Pending the results of background checks, physical and psychological tests, the Winnebago Police Department will be up and running soon.
City Council approved the hiring of Nathan Goette as police chief and Darren Bettin to fill a full-time officer position at Tuesday night’s meeting.
“It’s historic,” quips Mayor Scott Robertson. “Things are looking up. We’re getting there, we’ll be fine.”
Council member Calvin Howard shares Robertson’s relief that the Police Department is almost back to three full-time officers.
“There should be a parade in town, almost,” says Howard. “It’s big news. This is what the city wanted. I’m glad we stuck we with. I’m optimistic everything is going to work out.”
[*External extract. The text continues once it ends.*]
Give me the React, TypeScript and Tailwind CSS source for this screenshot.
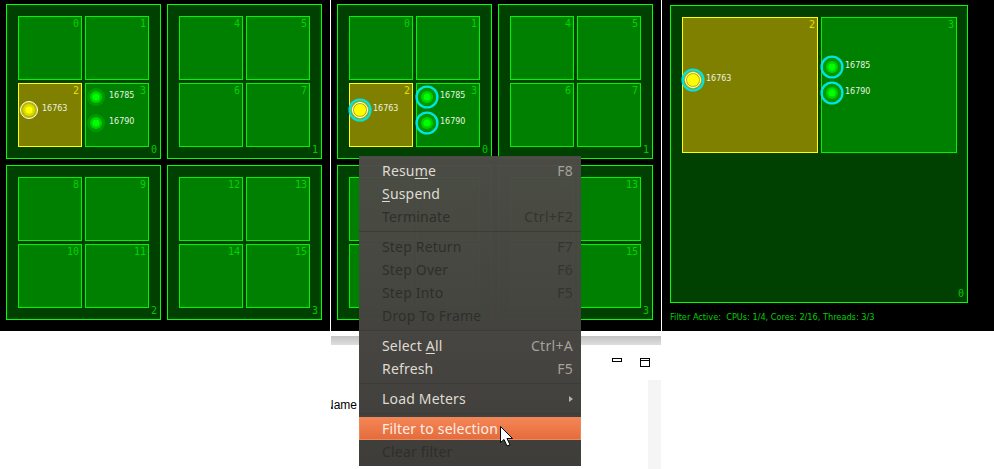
import React from 'react';

type Mode = 'plain' | 'picked' | 'selected';

interface ThreadInfo {
  id: string;
  pos: string;
  busy?: boolean;
}

// the glyph is 24x24 so the cyan ring fits, centre sits at 12,12
const ThreadDot: React.FC<{ busy?: boolean; mode: Mode }> = ({ busy, mode }) => {
  const c = busy ? ['#b8b800', '#dcdc00', '#ffff00'] : ['#009a00', '#00d000', '#00ff00'];
  return (
    <svg width="24" height="24" viewBox="0 0 24 24" className="shrink-0">
      {mode === 'selected' && <circle cx="12" cy="12" r="10.4" fill="none" stroke="#00e4e4" strokeWidth="2.4" />}
      <circle cx="12" cy="12" r={busy && mode === 'picked' ? 8.5 : 9} fill={c[0]} />
      {busy && <circle cx="12" cy="12" r={mode === 'picked' ? 8.5 : 7.5} fill="none" stroke="#ffffff" strokeWidth="1" />}
      <circle cx="12" cy="12" r="6" fill={busy && mode === 'selected' ? c[2] : c[1]} />
      <circle cx="12" cy="12" r="3.5" fill={c[2]} />
    </svg>
  );
};

const Thread: React.FC<{ t: ThreadInfo; mode: Mode }> = ({ t, mode }) => (
  <div className={`absolute -left-[2px] flex ${t.pos}`}>
    <ThreadDot busy={t.busy} mode={mode} />
    <span className="ml-px mt-[4px] h-[14px] text-[8px] leading-[14px] text-[#e8f4e0] font-['DejaVu_Sans',sans-serif]">
      {t.id}
    </span>
  </div>
);

const Core: React.FC<{ n: number; size?: string; busy?: boolean; threads?: ThreadInfo[]; mode?: Mode }> = ({
  n,
  size = 'h-[64px]',
  busy,
  threads = [],
  mode = 'plain',
}) => (
  <div
    className={`relative border ${size} ${busy ? 'border-[#ffff00] bg-[#808000] text-[#e0e000]' : 'border-[#00f400] bg-[#008000] text-[#00d400]'}`}
  >
    <span className="absolute right-[2px] top-[1px] text-[10px] leading-[12px] font-['DejaVu_Sans_Mono',monospace]">{n}</span>
    {threads.map((t) => (
      <Thread key={t.id} t={t} mode={mode} />
    ))}
  </div>
);

const Socket: React.FC<{ n: number; size?: string; children: React.ReactNode }> = ({
  n,
  size = 'w-[155px] h-[155px]',
  children,
}) => (
  <div className={`relative border border-[#00ff00] bg-[#004000] p-[11px] ${size}`}>
    <div className="grid grid-cols-2 gap-[3px]">{children}</div>
    <span className="absolute bottom-[2px] right-[3px] text-[10px] leading-[12px] text-[#00c800] font-['DejaVu_Sans_Mono',monospace]">
      {n}
    </span>
  </div>
);

const socketCores = [
  [0, 1, 2, 3],
  [4, 5, 6, 7],
  [8, 9, 10, 11],
  [12, 13, 14, 15],
];

const FullGrid: React.FC<{ mode: Mode; width: string }> = ({ mode, width }) => (
  <div className={`h-[331px] bg-black pl-[6px] pt-[4px] ${width}`}>
    <div className="grid w-[316px] grid-cols-2 gap-[6px]">
      {socketCores.map((cores, s) => (
        <Socket key={s} n={s}>
          {cores.map((c) => (
            <Core
              key={c}
              n={c}
              mode={mode}
              busy={c === 2}
              threads={
                c === 2
                  ? [{ id: '16763', pos: 'top-[14px]', busy: true }]
                  : c === 3
                    ? [
                        { id: '16785', pos: 'top-px' },
                        { id: '16790', pos: 'top-[27px]' },
                      ]
                    : []
              }
            />
          ))}
        </Socket>
      ))}
    </div>
  </div>
);

const FilteredView: React.FC = () => (
  <div className="h-[331px] w-[332px] bg-black pl-[8px] pt-[5px]">
    <Socket n={0} size="w-[298px] h-[298px] pr-[10px]">
      <Core n={2} size="h-[136px]" busy mode="selected" threads={[{ id: '16763', pos: 'top-[50px]', busy: true }]} />
      <Core
        n={3}
        size="h-[136px]"
        mode="selected"
        threads={[
          { id: '16785', pos: 'top-[37px]' },
          { id: '16790', pos: 'top-[63px]' },
        ]}
      />
    </Socket>
    <p className="mt-[8px] whitespace-pre text-[8.2px] leading-[12px] text-[#00d000] font-['DejaVu_Sans',sans-serif]">
      Filter Active:  CPUs: 1/4, Cores: 2/16, Threads: 3/3
    </p>
  </div>
);

const MenuItem: React.FC<{
  label: React.ReactNode;
  keys?: string;
  disabled?: boolean;
  active?: boolean;
  arrow?: boolean;
}> = ({ label, keys, disabled, active, arrow }) => (
  <div
    className={`flex h-[23px] items-center justify-between pr-[8px] text-[14px] ${
      active
        ? 'border border-[#e98a5e] bg-linear-to-b from-[#f58555] to-[#e56c3c] pl-[22px] text-[#fbeee6]'
        : disabled
          ? 'pl-[23px] text-[#2f2e2b]'
          : 'pl-[23px] text-[#dfdbd2]'
    }`}
  >
    <span className="tracking-[0.18px]">{label}</span>
    {keys && <span className={`tracking-[0.3px] ${disabled ? 'text-[#35342f]' : 'text-[#a5a299]'}`}>{keys}</span>}
    {arrow && <span className="h-0 w-0 border-y-[3px] border-l-[4px] border-y-transparent border-l-[#b5b2a9]" />}
  </div>
);

const MenuSep: React.FC = () => (
  <div className="flex h-[7px] items-center">
    <div className="h-px w-full bg-[#3c3b37]" />
  </div>
);

const ContextMenu: React.FC = () => (
  <div className="absolute left-[359px] top-[156px] h-[310px] w-[222px] bg-linear-to-b from-[#4d4c47]/97 to-[#3e3d39] pt-[3px] font-['Noto_Sans',sans-serif]">
    <MenuItem label={<>Resu<u className="underline-offset-2">m</u>e</>} keys="F8" />
    <MenuItem label={<><u className="underline-offset-2">S</u>uspend</>} />
    <MenuItem label="Terminate" keys="Ctrl+F2" disabled />
    <MenuSep />
    <MenuItem label="Step Return" keys="F7" disabled />
    <MenuItem label="Step Over" keys="F6" disabled />
    <MenuItem label="Step Into" keys="F5" disabled />
    <MenuItem label="Drop To Frame" disabled />
    <MenuSep />
    <MenuItem label={<>Select <u className="underline-offset-2">A</u>ll</>} keys="Ctrl+A" />
    <MenuItem label="Refresh" keys="F5" />
    <MenuSep />
    <MenuItem label="Load Meters" arrow />
    <MenuSep />
    <MenuItem label="Filter to selection" active />
    <MenuItem label="Clear filter" disabled />
  </div>
);

const Pointer: React.FC = () => (
  <svg width="15" height="22" viewBox="0 0 15 22" className="absolute left-[500px] top-[426px]">
    <path d="M0.5 0.5 L0.5 16.5 L4 13.5 L7 20 L10 18.8 L7 12.5 L12.5 12.5 Z" fill="#ffffff" stroke="#000000" strokeWidth="1" />
  </svg>
);

const BackWindow: React.FC = () => (
  <div className="ml-[331px] h-[138px] w-[330px] overflow-hidden">
    <div className="mt-[5px] h-[9px] bg-linear-to-b from-[#c2c2c2] to-[#dedede]" />
    <div className="flex h-[35px] items-start justify-end pr-[11px] pt-[12px]">
      <div className="mt-px h-[4px] w-[10px] border border-black" />
      <div className="ml-[18px] mt-px h-[9px] w-[10px] border border-black">
        <div className="mt-px h-px bg-black" />
      </div>
    </div>
    <div className="flex h-[89px] justify-between">
      <span className="-ml-[6px] mt-[17px] h-[16px] text-[12px] leading-[16px] text-black font-['Liberation_Sans',sans-serif]">
        Name
      </span>
      <div className="w-[13px] bg-[#f5f5f5]" />
    </div>
  </div>
);

export default function App() {
  return (
    <div className="relative h-[469px] w-[994px] overflow-hidden bg-white">
      <div className="flex gap-px">
        <FullGrid mode="picked" width="w-[330px]" />
        <FullGrid mode="selected" width="w-[330px]" />
        <FilteredView />
      </div>
      <BackWindow />
      <ContextMenu />
      <Pointer />
    </div>
  );
}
The police department has been without an officer since September 2023, when Police Chief Eric Olson resigned to go work for the Faribault County Sheriff’s Department.
Prior to Olson’s resignation, the county hired one of the city’s two full-time officers in June of 2022 and another in January 2023.
In the meantime, police coverage has been provided by part-time officers and by the Sheriff’s Department.
City Administrator Judi Hynes did have some bad news for council members.
A candidate for a full-time officer position and in the background stage has withdrawn their application.
Hynes says the vacancy has been reposted again on the law enforcement Minnesota POST Board website as well as the League of Minnesota Cities website.
Goette is currently working for the USC School District as a resource officer.
Prior to that, he was a deputy for Scott County, a police officer and member of the SWAT Team for the city of Shakopee. He will be paid an hourly wage of $40.99.
Bettin is currently a part-time officer for the Blue Earth Police Department. It’s anticipated he will begin working in Winnebago near the end of February and will be paid an hourly wage of $31.20.
Olson, who has been serving as the city Chief Law Enforcement Officer (CLEO), asked the council if he could work part time for the city when not working for the county.
“There are some issues in Winnebago I’d like to take care,” says Olson. “I also figure it would be an easier transition for the police chief. I could come in once in a while and help train him too.”
No council members spoke out against Olson’s request to work part time.